Before we tell you more details about the pretty picture that has brought you here, you should know somethings about surfactants and the structures they can form. The following should serve as a poor man's introduction of the surfactants.

Surfactants are molecules which can be considered to be made up of two parts: When surfactant molecules are mixed in water, at very low concentrations nothing dramatic happens. They just dissolve. However as we add more and more surfactant molecules, above a critical concentration known as CMC, it becomes energetically favourable for the molecules to form aggregates such that the part that only the water liking part is in contact with water. The water hating parts bundle up together and a large variety of such molecular aggregates have been observed. The geometry and size of these aggregates depends on the shape of the molecules and the charges they carry.
Some of these structures are shown below. If you are interested further and wish to learn more, reference 1 is a good book.




Figure 1
surfactant aggregates

What happens when you mix two oppositely charged species in a solution ?
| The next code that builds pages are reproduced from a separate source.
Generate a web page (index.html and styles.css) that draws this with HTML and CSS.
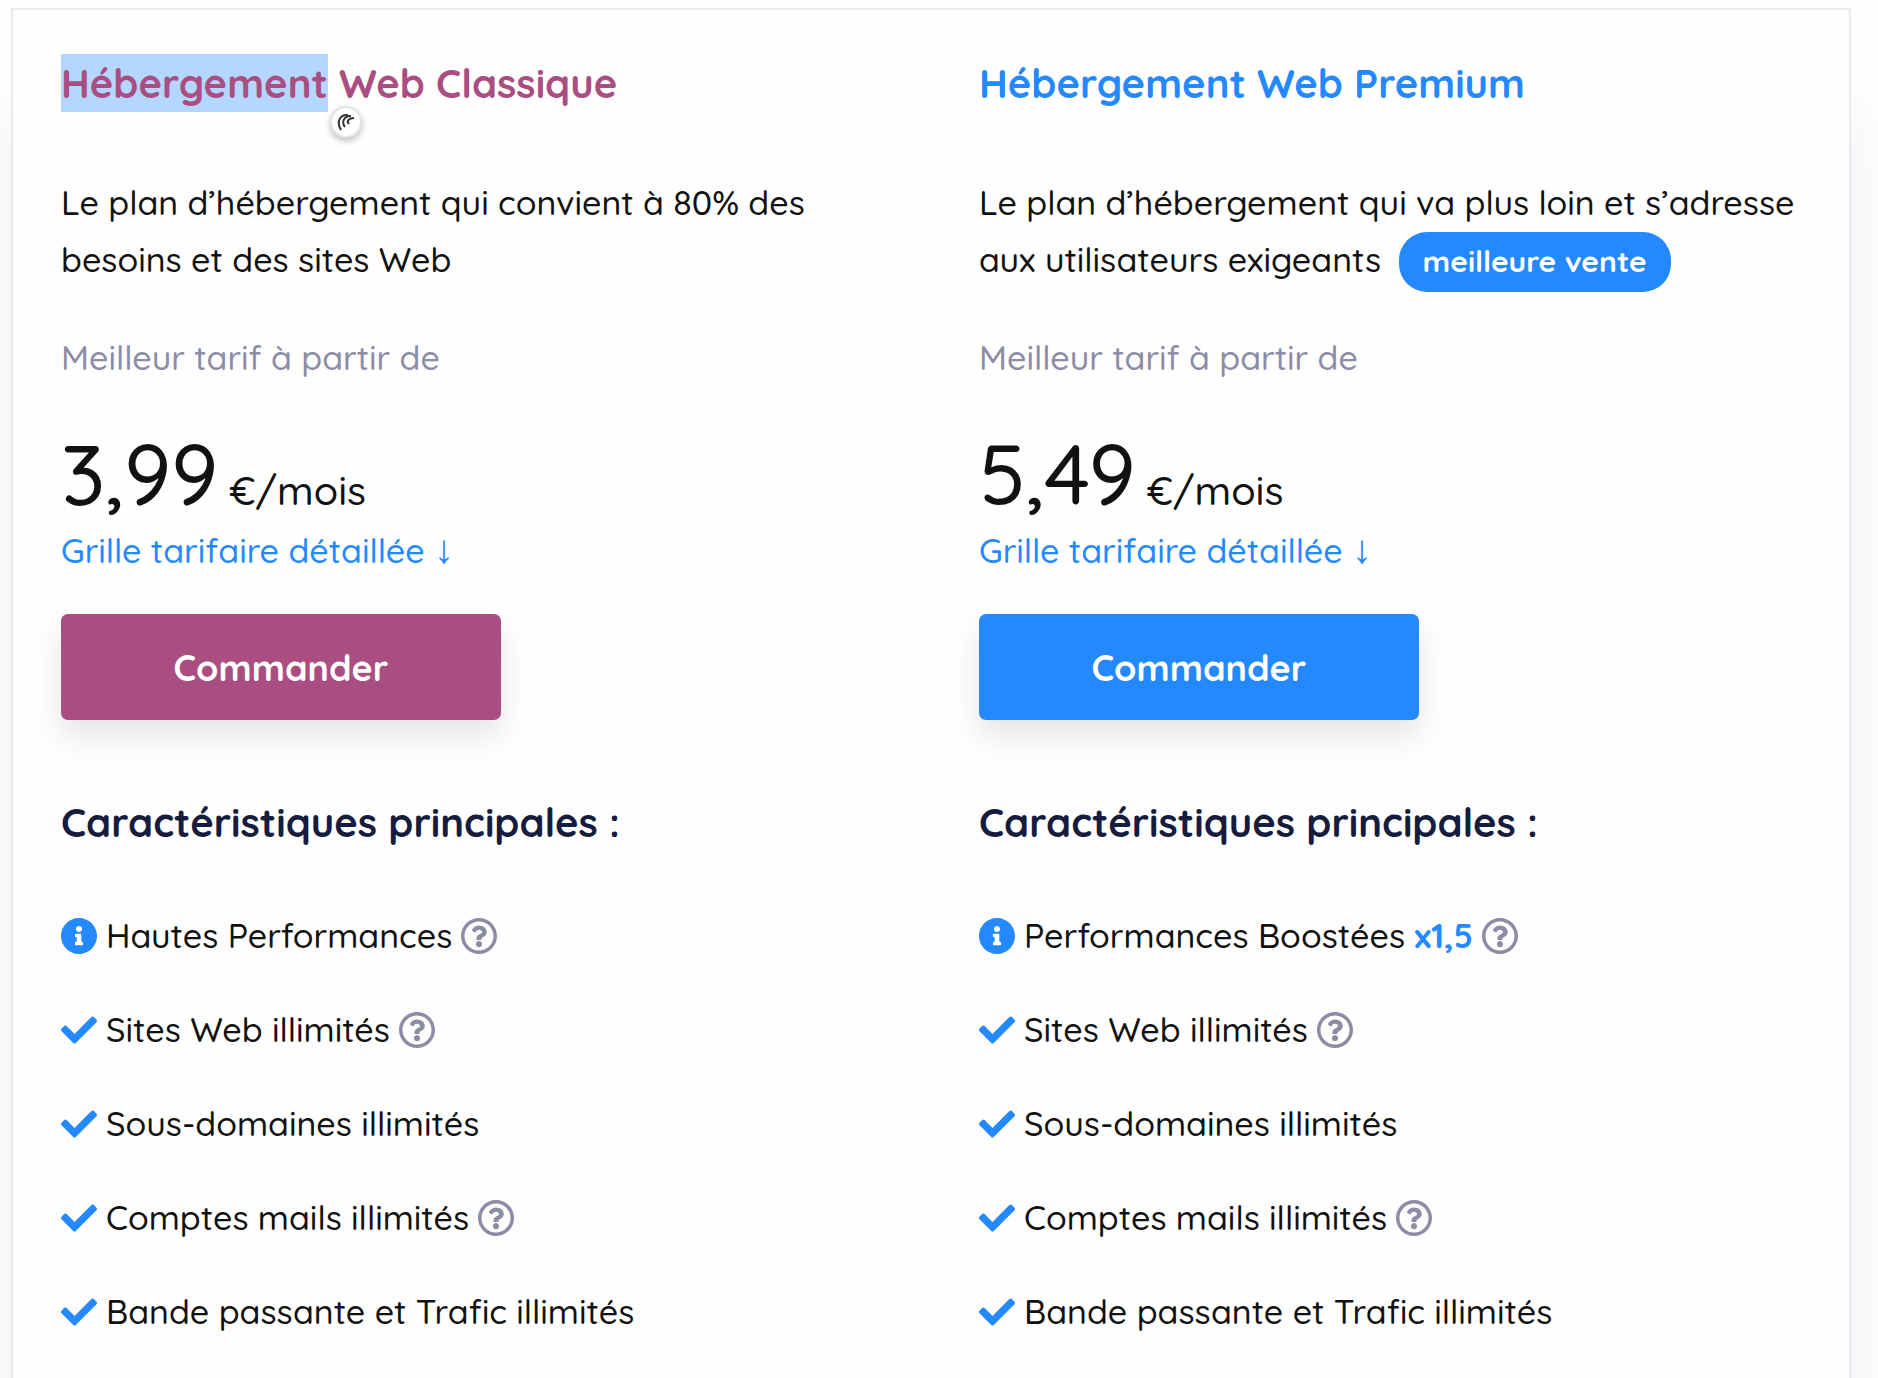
FILE: index.html
```html
<!DOCTYPE html>
<html lang="fr">
<head>
    <meta charset="UTF-8">
    <meta name="viewport" content="width=device-width, initial-scale=1.0">
    <title>Hébergement Web</title>
    <link rel="stylesheet" href="styles.css">
</head>
<body>
    <!-- Icons -->
    <svg class="sprite" aria-hidden="true">
        <symbol id="check" viewBox="0 0 512 512">
            <path d="M173.898 439.404l-166.4-166.4c-9.997-9.997-9.997-26.206 0-36.204l36.203-36.204c9.997-9.998 26.207-9.998 36.204 0L192 312.69 432.095 72.596c9.997-9.997 26.207-9.997 36.204 0l36.203 36.204c9.997 9.997 9.997 26.206 0 36.204l-294.4 294.401c-9.998 9.997-26.207 9.997-36.204-.001z"/>
        </symbol>
        <symbol id="info" viewBox="8 8 496 496">
            <path d="M256 8C119.043 8 8 119.083 8 256c0 136.997 111.043 248 248 248s248-111.003 248-248C504 119.083 392.957 8 256 8zm0 110c23.196 0 42 18.804 42 42s-18.804 42-42 42-42-18.804-42-42 18.804-42 42-42zm56 254c0 6.627-5.373 12-12 12h-88c-6.627 0-12-5.373-12-12v-24c0-6.627 5.373-12 12-12h12v-64h-12c-6.627 0-12-5.373-12-12v-24c0-6.627 5.373-12 12-12h64c6.627 0 12 5.373 12 12v100h12c6.627 0 12 5.373 12 12v24z"/>
        </symbol>
        <symbol id="question" viewBox="8 8 496 496">
            <path d="M256 8C119.043 8 8 119.083 8 256c0 136.997 111.043 248 248 248s248-111.003 248-248C504 119.083 392.957 8 256 8zm0 448c-110.532 0-200-89.431-200-200 0-110.495 89.472-200 200-200 110.491 0 200 89.471 200 200 0 110.53-89.431 200-200 200zm107.244-255.2c0 67.052-72.421 68.084-72.421 92.863V300c0 6.627-5.373 12-12 12h-45.647c-6.627 0-12-5.373-12-12v-8.659c0-35.745 27.1-50.034 47.579-61.516 17.561-9.845 28.324-16.541 28.324-29.579 0-17.246-21.999-28.693-39.784-28.693-23.189 0-33.894 10.977-48.942 29.969-4.057 5.12-11.46 6.071-16.666 2.124l-27.824-21.098c-5.107-3.872-6.251-11.066-2.644-16.363C184.846 131.491 214.94 112 261.794 112c49.071 0 101.45 38.304 101.45 88.8zM298 368c0 23.159-18.841 42-42 42s-42-18.841-42-42 18.841-42 42-42 42 18.841 42 42z"/>
        </symbol>
    </svg>

    <main class="plans">
        <!-- Classique -->
        <section class="plan classique">
            <h2><mark>Hébergement<button class="bubble" type="button" aria-label="Assistant">
                <svg viewBox="0 0 18 18">
                    <path d="M4 17C-1 9 3 1 11 2"/>
                    <path d="M8 14C4 9 7 3 14 3"/>
                    <path d="M12 11C9 8 12 5 17 5"/>
                </svg>
            </button></mark> Web Classique</h2>
            <p class="description">Le plan d’hébergement qui convient à 80% des besoins et des sites Web</p>
            <p class="tarif">Meilleur tarif à partir de</p>
            <p class="price"><span class="amount">3,99</span> €/mois</p>
            <p class="grille"><a href="#tarifs">Grille tarifaire détaillée <span class="arrow">↓</span></a></p>
            <button class="commander" type="button">Commander</button>
            <h3>Caractéristiques principales :</h3>
            <ul class="features">
                <li><svg class="icon"><use href="#info"/></svg><span>Hautes Performances</span><button class="help" type="button" aria-label="Aide"><svg class="icon"><use href="#question"/></svg></button></li>
                <li><svg class="icon"><use href="#check"/></svg><span>Sites Web illimités</span><button class="help" type="button" aria-label="Aide"><svg class="icon"><use href="#question"/></svg></button></li>
                <li><svg class="icon"><use href="#check"/></svg><span>Sous-domaines illimités</span></li>
                <li><svg class="icon"><use href="#check"/></svg><span>Comptes mails illimités</span><button class="help" type="button" aria-label="Aide"><svg class="icon"><use href="#question"/></svg></button></li>
                <li><svg class="icon"><use href="#check"/></svg><span>Bande passante et Trafic illimités</span></li>
            </ul>
        </section>

        <!-- Premium -->
        <section class="plan premium">
            <h2>Hébergement Web Premium</h2>
            <p class="description">Le plan d’hébergement qui va plus loin et s’adresse aux utilisateurs exigeants <span class="badge">meilleure vente</span></p>
            <p class="tarif">Meilleur tarif à partir de</p>
            <p class="price"><span class="amount">5,49</span> €/mois</p>
            <p class="grille"><a href="#tarifs">Grille tarifaire détaillée <span class="arrow">↓</span></a></p>
            <button class="commander" type="button">Commander</button>
            <h3>Caractéristiques principales :</h3>
            <ul class="features">
                <li><svg class="icon"><use href="#info"/></svg><span>Performances Boostées <strong>x1,5</strong></span><button class="help" type="button" aria-label="Aide"><svg class="icon"><use href="#question"/></svg></button></li>
                <li><svg class="icon"><use href="#check"/></svg><span>Sites Web illimités</span><button class="help" type="button" aria-label="Aide"><svg class="icon"><use href="#question"/></svg></button></li>
                <li><svg class="icon"><use href="#check"/></svg><span>Sous-domaines illimités</span></li>
                <li><svg class="icon"><use href="#check"/></svg><span>Comptes mails illimités</span><button class="help" type="button" aria-label="Aide"><svg class="icon"><use href="#question"/></svg></button></li>
                <li><svg class="icon"><use href="#check"/></svg><span>Bande passante et Trafic illimités</span></li>
            </ul>
        </section>
    </main>
</body>
</html>
```
FILE: styles.css
```css
* {
    box-sizing: border-box;
}

body {
    margin: 0;
    padding: 8px 27px 0 11px;
    min-height: 100vh;
    display: flex;
    background-color: #fefefe;
    color: #111;
    font-family: Quicksand, Lato, sans-serif;
    font-size: 34px;
    font-weight: 500;
    line-height: 57px;
}

h2, h3, p, ul {
    margin: 0;
    padding: 0;
}

button {
    font-family: inherit;
    border: none;
    cursor: pointer;
}

.sprite {
    display: none;
}

.plans {
    flex: 1;
    display: grid;
    grid-template-columns: 1fr 1fr;
    background-color: #fefefe;
    border: 2px solid #e9eaef;
    border-bottom: none;
    box-shadow: 0 100px 60px rgba(22, 28, 80, 0.06);
}

.plan {
    padding: 44px 48px 34px;
}

h2 {
    font-size: 40px;
    line-height: 58px;
    margin-bottom: 62px;
}

.classique h2 {
    color: #aa4e82;
}

.premium h2 {
    color: #2489ff;
}

mark {
    position: relative;
    display: inline-block;
    background-color: #b3d7ff;
    color: inherit;
}

.bubble {
    position: absolute;
    left: 100%;
    top: 100%;
    width: 32px;
    height: 32px;
    margin: -6px 0 0 2px;
    padding: 5px;
    display: flex;
    border: 2px solid #e3e3e3;
    border-radius: 50%;
    background-color: #fff;
    box-shadow: 0 3px 6px rgba(0, 0, 0, 0.25);
}

.bubble svg {
    width: 100%;
    fill: none;
    stroke: #333;
    stroke-width: 2;
}

.description {
    margin-bottom: 41px;
}

.badge {
    margin-left: 8px;
    padding: 10px 24px 12px;
    border-radius: 28px;
    background-color: #2489ff;
    color: #fff;
    font-size: 30px;
    font-weight: bold;
    line-height: 30px;
}

.tarif {
    color: #8c8ca6;
    margin-bottom: 40px;
}

.price {
    font-size: 40px;
}

.amount {
    font-size: 84px;
    line-height: 96px;
}

.grille {
    margin-bottom: 35px;
}

.grille a {
    color: #2489ff;
    text-decoration: none;
}

.arrow {
    font-family: "Liberation Serif", serif;
    font-size: 40px;
    font-weight: normal;
    line-height: 40px;
}

.commander {
    display: block;
    width: 440px;
    max-width: 100%;
    height: 106px;
    border-radius: 7px;
    color: #fff;
    font-size: 36px;
    font-weight: bold;
    box-shadow: 0 16px 32px rgba(0, 0, 0, 0.1);
}

.classique .commander {
    background-color: #aa4e82;
}

.premium .commander {
    background-color: #2489ff;
}

h3 {
    margin: 73px 0 56px;
    color: #161c3d;
    font-size: 40px;
    line-height: 58px;
}

.features {
    list-style: none;
    display: grid;
    gap: 37px;
}

.features li {
    display: flex;
    align-items: center;
    gap: 9px;
}

.icon {
    display: block;
    width: 36px;
    height: 36px;
    fill: #2489ff;
}

.features strong {
    color: #2489ff;
}

.help {
    padding: 0;
    background: none;
}

.help .icon {
    fill: #8c8ca6;
}
```
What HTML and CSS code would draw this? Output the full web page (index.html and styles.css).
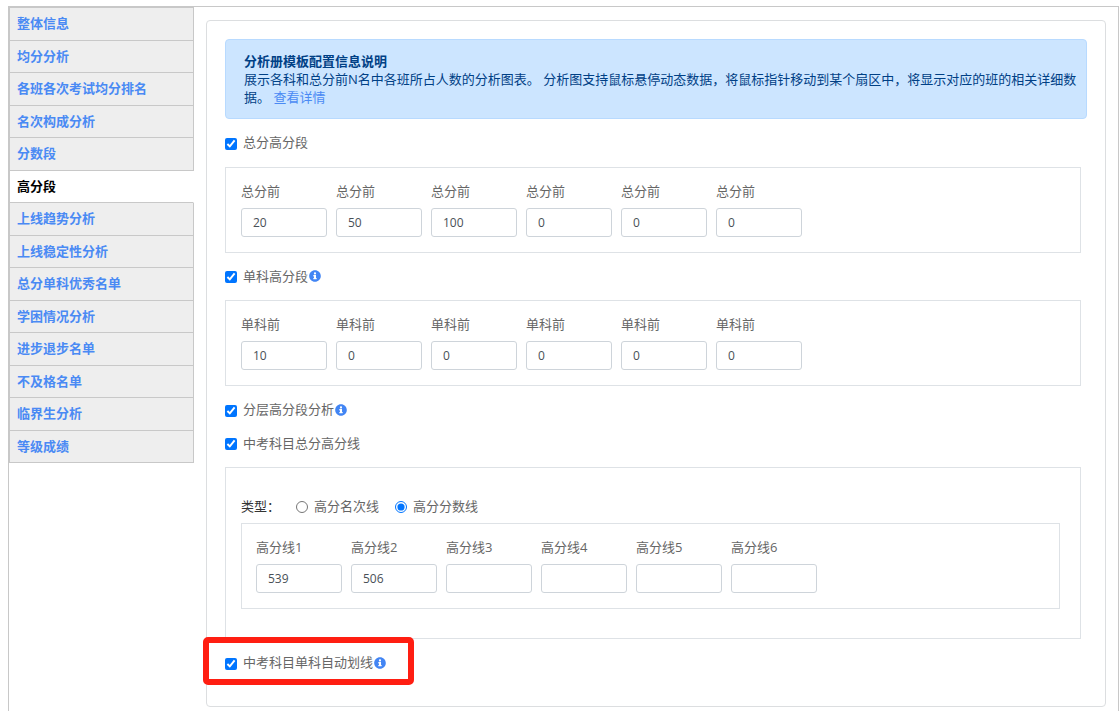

One would expect the two oppositely charged species to come together through electrostatic attraction and form disordered aggregates.

What if one species is made of surfactant structures and the other is charged particles ?
Is this situation any different ?

In our group we have been investigating the behavior of negatively charged polystyrene particles 1 micron in diameter in a mixture of a neutral (Triton X-100) and a cationic (didodecyl-dimethyl-diammonium bromide, which we shall call DDAB*) surfactant. The particles were introduced in the solutions at a very low concentration(~0.4%).
The particles' size was chosen so that they can be easily observed under an optical microscope and we chose the surfactants that were easily available at that time. Triton X-100 is shaped like the single tailed molecule like A in figure 1 above and forms micelles, while DDAB* is a double tailed molecule like B in the same figure. DDAB* forms bilayers and these bilayers can form vescicles. When the two surfactants are mixed, they form mixed bilayers and vesciles in addition to the micelles and DDAB* bilayers.